Not political at all on my end; they’re just very successful politicians to me (I don’t care much about US American politics). My assumptions about Bill and Hillary Clinton are that Hillary married Bill because he was going to be president some day, she wanted to be there when he did, she knows about everything he does, and she doesn’t care as long as it doesn’t affect her ambitions.
But what if these partners have these “meaningless one night stands”-or at least what was honestly entered into as meaningless-and it becomes meaningful nonetheless? Would the spouses still be ok sharing?
And what if a partner in a monogamous relationship has a friendship which starts to cross the line into an emotional affair?
In any arrangement, honesty and playing by the agreed upon rules in paramount. I had a female friend who started to subtly indicate that it was OK to have more than friendship, which would definitely not be OK with Mrs. Bayer. We’re not poly and I dropped the friendship. I would expect that if the rules of such an open relationship would do something similar.
good working relationships need honesty, communication and problem solving mechanisms.
there is much written about polyamory, and because it is against the cultural norm many of the people who do it then have read what is out there. it is pretty much stated that you need honesty, communication and problem solving mechanisms to make it work. this often leads to people who do polyamory successfully being more stable than the average monogamous relationship.
some swingers might have developed honesty, communication and problem solving mechanisms and are set to accommodate changes. some swingers might be the type to ‘i don’t want to think about what you do’ or ‘we don’t need rules because it isn’t serious’ and could get into trouble.
there is a smaller group of people that are bout polyamory and swingers, with rules/goals/expectations for each. these people might be better prepared than those who are swingers only.
This is an honest question and not meant to be argumentative but are people who are okay with this, okay with it because it gives them a license to do the same?
Because otherwise, I just can’t comprehend how someone would be okay knowing a stranger was touching their Significant Other in that way. Just thinking about it in the abstract makes my stomach turn. I swear I am not a jealous or possessive person (I like to think I am easy going in relationships and I know that I am trusting) but I just couldn’t abide by that. However, I could see how doing the same thing would make it a bit easier to handle.
I’m okay with it because I don’t have the slightest interest in what goes on in the bedroom of two or more consenting adults.
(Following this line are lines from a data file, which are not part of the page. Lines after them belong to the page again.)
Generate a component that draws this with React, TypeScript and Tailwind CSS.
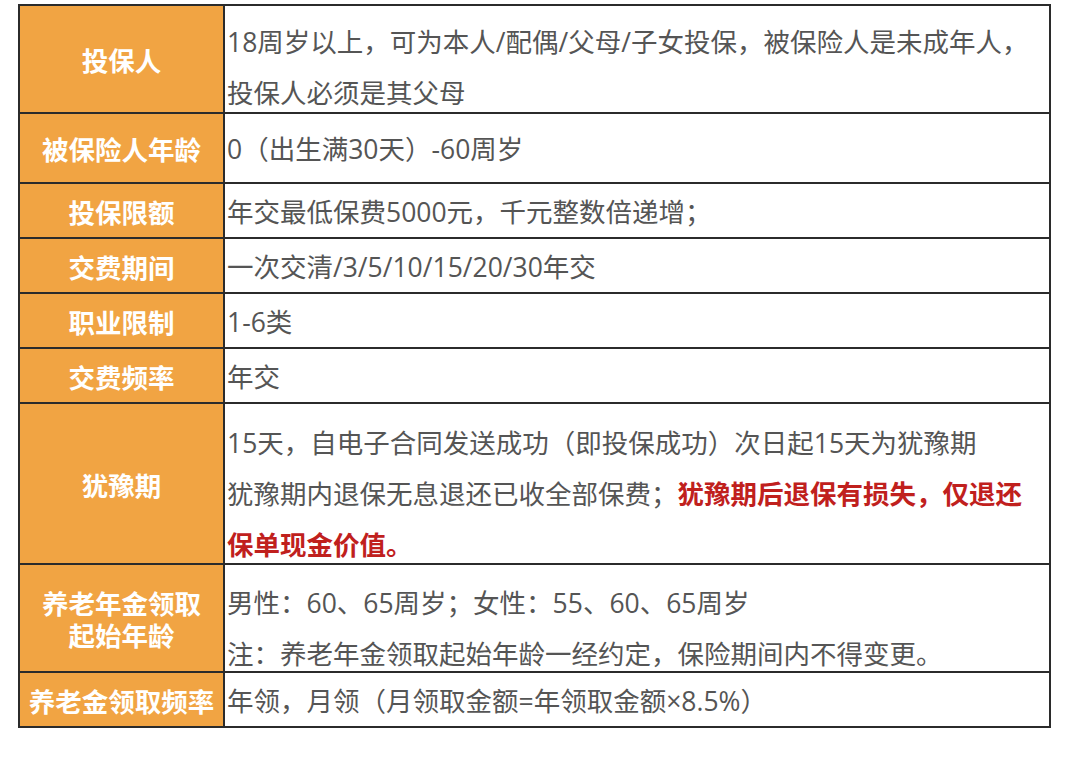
import React from 'react';

type Row = {
  label: React.ReactNode;
  height: string;
  multi?: string;
  content: React.ReactNode;
};

const red = 'font-bold text-[#c0201d]';

const rows: Row[] = [
  {
    label: '投保人',
    height: 'h-[106px]',
    multi: 'pt-[11px]',
    content: (
      <>
        <div>18周岁以上，可为本人/配偶/父母/子女投保，被保险人是未成年人，</div>
        <div>投保人必须是其父母</div>
      </>
    ),
  },
  { label: '被保险人年龄', height: 'h-[68px]', content: '0（出生满30天）-60周岁' },
  { label: '投保限额', height: 'h-[53px]', content: '年交最低保费5000元，千元整数倍递增；' },
  { label: '交费期间', height: 'h-[53px]', content: '一次交清/3/5/10/15/20/30年交' },
  { label: '职业限制', height: 'h-[53px]', content: '1-6类' },
  { label: '交费频率', height: 'h-[53px]', content: '年交' },
  {
    label: '犹豫期',
    height: 'h-[159px]',
    multi: 'pt-[14px]',
    content: (
      <>
        <div>15天，自电子合同发送成功（即投保成功）次日起15天为犹豫期</div>
        <div>
          犹豫期内退保无息退还已收全部保费；<span className={red}>犹豫期后退保有损失，仅退还</span>
        </div>
        <div className={red}>保单现金价值。</div>
      </>
    ),
  },
  {
    label: (
      <div className="leading-[32px]">
        <div>养老年金领取</div>
        <div>起始年龄</div>
      </div>
    ),
    height: 'h-[106px]',
    multi: 'pt-[13px]',
    content: (
      <>
        <div>男性：60、65周岁；女性：55、60、65周岁</div>
        <div>注：养老年金领取起始年龄一经约定，保险期间内不得变更。</div>
      </>
    ),
  },
  { label: '养老金领取频率', height: 'h-[53px]', content: '年领，月领（月领取金额=年领取金额×8.5%）' },
];

export default function App() {
  return (
    <div
      className="min-h-screen bg-white pt-[4px] pl-[18px]"
      style={{ fontFamily: '"Noto Sans CJK SC", "Noto Sans", sans-serif' }}
    >
      <div className="grid w-[1033px] grid-cols-[203px_1fr] gap-[2px] bg-[#2b2b2b] p-[2px]">
        {rows.map((r, i) => (
          <React.Fragment key={i}>
            <div
              className={`${r.height} flex items-center justify-center bg-[#f1a443] pt-[2px] text-center text-[26.5px] font-bold text-white`}
            >
              {r.label}
            </div>
            <div
              className={`${r.height} bg-white pl-[2px] font-['Open_Sans','Noto_Sans_CJK_SC',sans-serif] text-[26.5px] text-[#555555] ${
                r.multi ? `${r.multi} leading-[51px]` : 'flex items-center pt-[3px] leading-[51px]'
              }`}
            >
              {r.multi ? r.content : <div>{r.content}</div>}
            </div>
          </React.Fragment>
        ))}
      </div>
    </div>
  );
}
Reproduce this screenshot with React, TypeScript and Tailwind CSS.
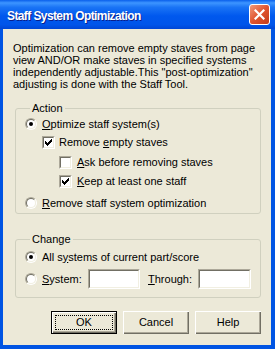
import React from "react";

const font = { fontFamily: '"Liberation Sans", Arial, sans-serif' };

const Radio = ({ checked }: { checked?: boolean }) => (
  <span className="w-[12px] h-[12px] rounded-full border border-t-[#aca899] border-l-[#aca899] border-b-white border-r-white flex shrink-0">
    <span className="flex-1 rounded-full border border-t-[#716f64] border-l-[#716f64] border-b-[#f1efe2] border-r-[#f1efe2] bg-white flex items-center justify-center">
      {checked && <span className="w-[4px] h-[4px] rounded-full bg-black" />}
    </span>
  </span>
);

const Check = ({ checked }: { checked?: boolean }) => (
  <span className="w-[13px] h-[13px] border border-t-[#aca899] border-l-[#aca899] border-b-white border-r-white flex shrink-0">
    <span className="flex-1 border border-t-[#716f64] border-l-[#716f64] border-b-[#f1efe2] border-r-[#f1efe2] bg-white flex items-center justify-center">
      {checked && (
        <svg width="7" height="7" viewBox="0 0 7 7">
          <path d="M0 2h1v1h1v1h1V3h1V2h1V1h1V0h1v3h-1v1h-1v1h-1v1h-1v1H2V6H1V5H0z" fill="#000" />
        </svg>
      )}
    </span>
  </span>
);

const Edit = ({ w }: { w: string }) => (
  <span className={`${w} h-[20px] border border-t-[#aca899] border-l-[#aca899] border-b-white border-r-white flex`}>
    <span className="flex-1 border border-t-[#716f64] border-l-[#716f64] border-b-[#f1efe2] border-r-[#f1efe2] bg-white" />
  </span>
);

const Btn = ({ label, def }: { label: string; def?: boolean }) => (
  <button
    className={
      "w-[66px] h-[23px] bg-[#ece9d8] text-[11px] text-black flex items-center justify-center " +
      (def
        ? "border border-black shadow-[inset_1px_1px_#fff,inset_-1px_-1px_#716f64,inset_-2px_-2px_#aca899]"
        : "shadow-[inset_1px_1px_#fff,inset_-1px_-1px_#716f64,inset_-2px_-2px_#aca899]")
    }
  >
    {def ? (
      <span className="w-[58px] h-[15px] border border-dotted border-black flex items-center justify-center">{label}</span>
    ) : (
      label
    )}
  </button>
);

export default function App() {
  return (
    <div style={font} className="w-[275px] h-[349px] flex flex-col bg-[#0054e3] text-[11px] text-black">
      <div className="h-[29px] shrink-0 flex items-center pl-[7px] pr-[5px] bg-[linear-gradient(#0a5feb_0%,#3d95ff_10%,#1a74f5_25%,#0058ee_55%,#0055ea_85%,#0046d5_100%)]">
        <span className="flex-1 text-white font-bold text-[12px] tracking-[-0.6px] pt-[2px] [text-shadow:1px_1px_#0a1e8a]">
          Staff System Optimization
        </span>
        <span className="w-[21px] h-[21px] rounded-[3px] border border-white bg-[linear-gradient(135deg,#f19a7c,#e0542f_50%,#c33b1a)] flex items-center justify-center">
          <svg width="11" height="11" viewBox="0 0 11 11">
            <path d="M1.5 1.5l8 8M9.5 1.5l-8 8" stroke="#fff" strokeWidth="2.2" strokeLinecap="square" />
          </svg>
        </span>
      </div>
      <div className="flex-1 ml-[3px] mr-[4px] mb-[4px] bg-[#ece9d8] flex flex-col pt-[13px]">
        <p className="pl-[10px] pr-[8px] leading-[12px]">
          Optimization can remove empty staves from page view AND/OR make staves in specified systems independently adjustable.This "post-optimization" adjusting is done with the Staff Tool.
        </p>
        <fieldset className="ml-[12px] mr-[10px] mt-[12px] h-[112px] border border-[#d0d0bf] rounded-[3px] pl-[9px]">
          <legend className="ml-[5px] px-[2px] leading-[13px]">Action</legend>
          <div className="flex flex-col mt-[1px]">
            <div className="h-[16px] flex items-center gap-[5px]">
              <Radio checked />
              <span><u>O</u>ptimize staff system(s)</span>
            </div>
            <div className="h-[16px] flex items-center gap-[4px] mt-[2px] ml-[17px]">
              <Check checked />
              <span>Remove <u>e</u>mpty staves</span>
            </div>
            <div className="h-[16px] flex items-center gap-[5px] mt-[4px] ml-[34px]">
              <Check />
              <span><u>A</u>sk before removing staves</span>
            </div>
            <div className="h-[16px] flex items-center gap-[5px] mt-[3px] ml-[34px]">
              <Check checked />
              <span><u>K</u>eep at least one staff</span>
            </div>
            <div className="h-[16px] flex items-center gap-[5px] mt-[6px]">
              <Radio />
              <span><u>R</u>emove staff system optimization</span>
            </div>
          </div>
        </fieldset>
        <fieldset className="ml-[12px] mr-[10px] mt-[19px] h-[65px] border border-[#d0d0bf] rounded-[3px] pl-[9px]">
          <legend className="ml-[5px] px-[2px] leading-[13px]">Change</legend>
          <div className="flex flex-col mt-[3px]">
            <div className="h-[16px] flex items-center gap-[5px]">
              <Radio checked />
              <span>All s<u>y</u>stems of current part/score</span>
            </div>
            <div className="h-[20px] flex items-center mt-[4px]">
              <Radio />
              <span className="ml-[5px] w-[46px]"><u>S</u>ystem:</span>
              <Edit w="w-[52px]" />
              <span className="ml-[8px] w-[50px]"><u>T</u>hrough:</span>
              <Edit w="w-[53px]" />
            </div>
          </div>
        </fieldset>
        <div className="flex justify-end gap-[6px] mt-[13px] mr-[10px]">
          <Btn label="OK" def />
          <Btn label="Cancel" />
          <Btn label="Help" />
        </div>
      </div>
    </div>
  );
}
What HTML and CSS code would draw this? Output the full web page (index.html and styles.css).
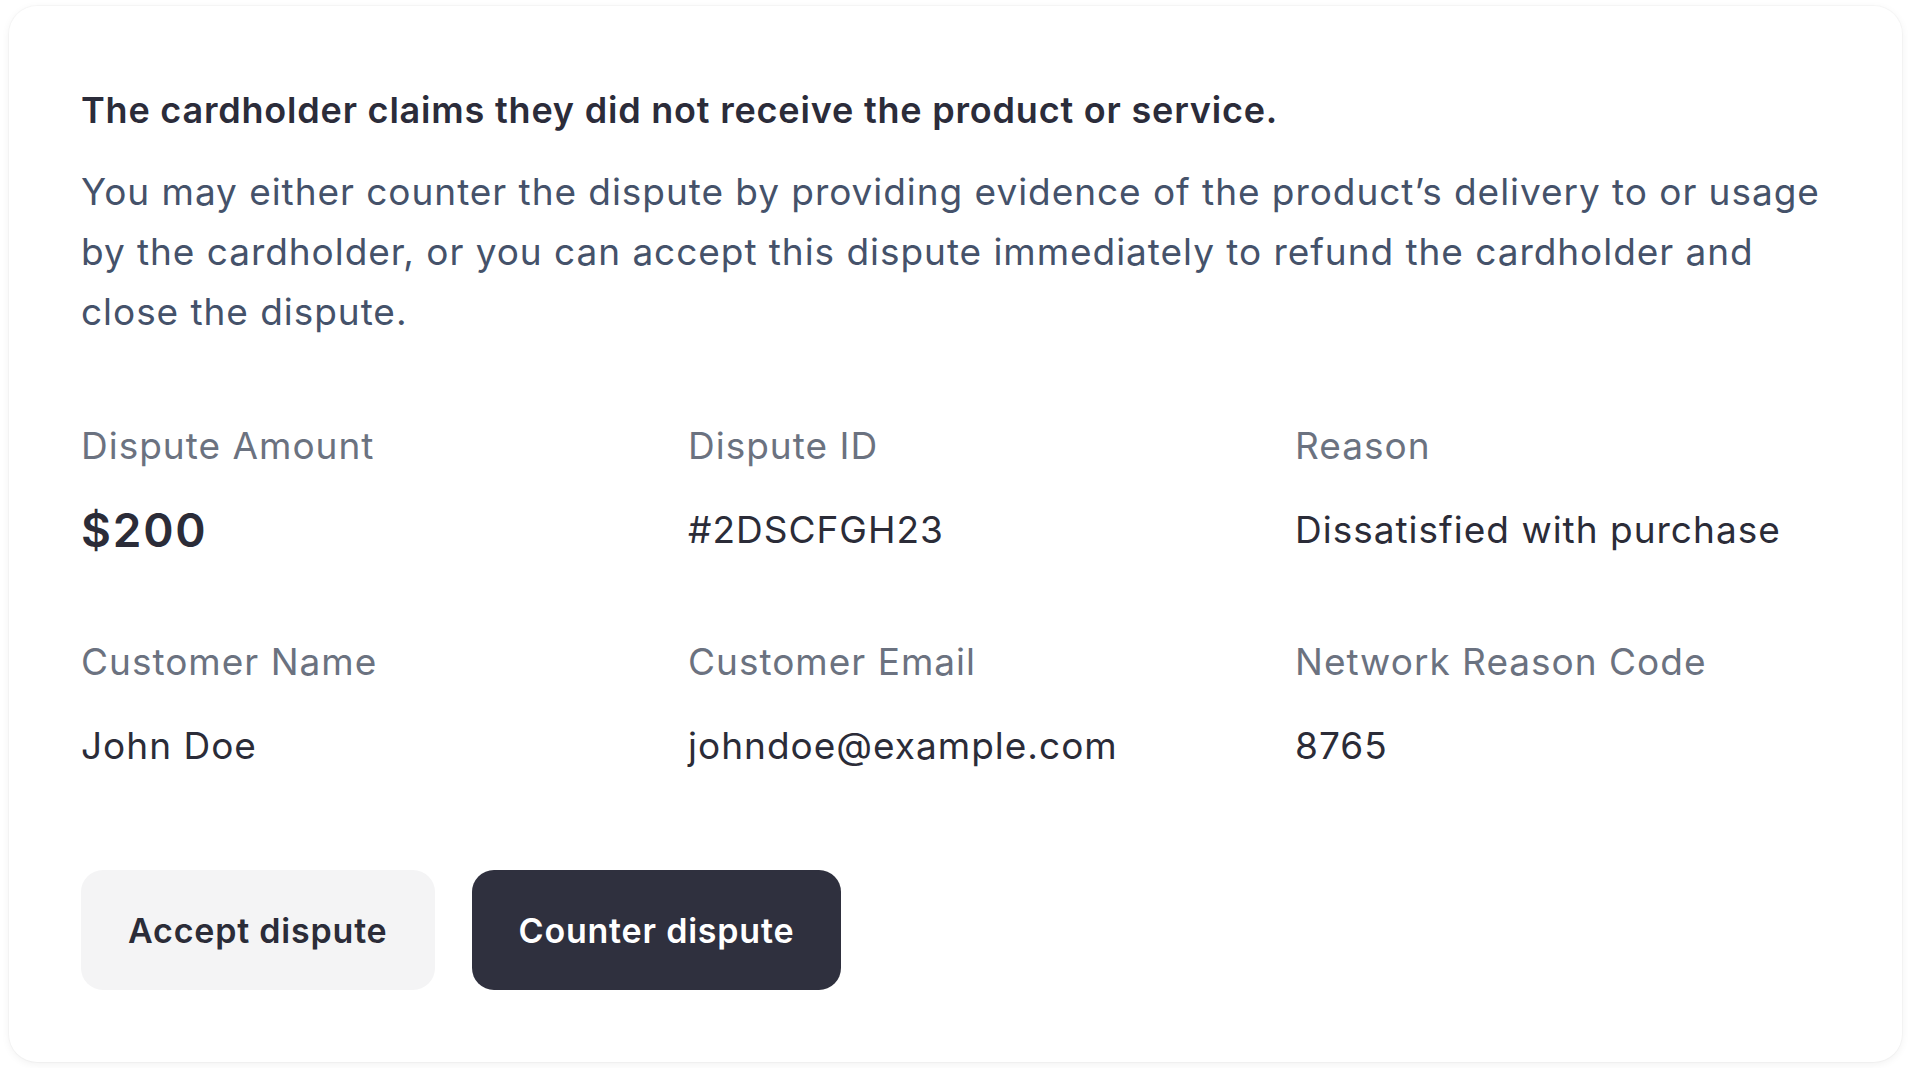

If they are making their lives easier and more pleasant by engaging in a “non-traditional” relationship, then more power to them.
For the record, I’ve never been in a poly relationship, and I don’t think it would work for me. But if people want to do it, they should go right ahead, if that’s what works for them.
You’re not going to understand, and you don’t have to/aren’t supposed to understand. Attempts at explaining it would be pointless – not because you aren’t smart or open-minded enough, but just because you’re not wired that way. All that’s asked of you is to accept and respect that some others are wired differently.
When it happened to me, in the open marriage, I told my husband immediately. It was, by the rules of our relationship, “cheating” for me to put someone else before him in my heart and priorities. As soon as, and I mean within hours, I realized that The New Guy meant more to me than my husband, I told him. We discussed it (I and my husband and the three of us), and decided that a triad wasn’t going to work, and as neither my husband nor I were happy in the marriage at that point anyhow, it was best if we divorced. And we would have done so regardless of whether or not The New Guy and I stayed in our relationship. It was not the cause of our demise, but an impetus for a divorce that should have happened at least 2 years before it did.
^That sounds very cerebral. There were, in reality, some fireworks and tears for a few weeks. But in the long run, it’s worked beautifully. I won’t say we’re bestest of friends, but the judge at our (DIY) divorce hearing congratulated us on our handling of the divorce, all four of us (my ex, his girlfriend, me and my SO) are functional co-parents of our little girl and we continue to go to the same social functions and share a group of friends.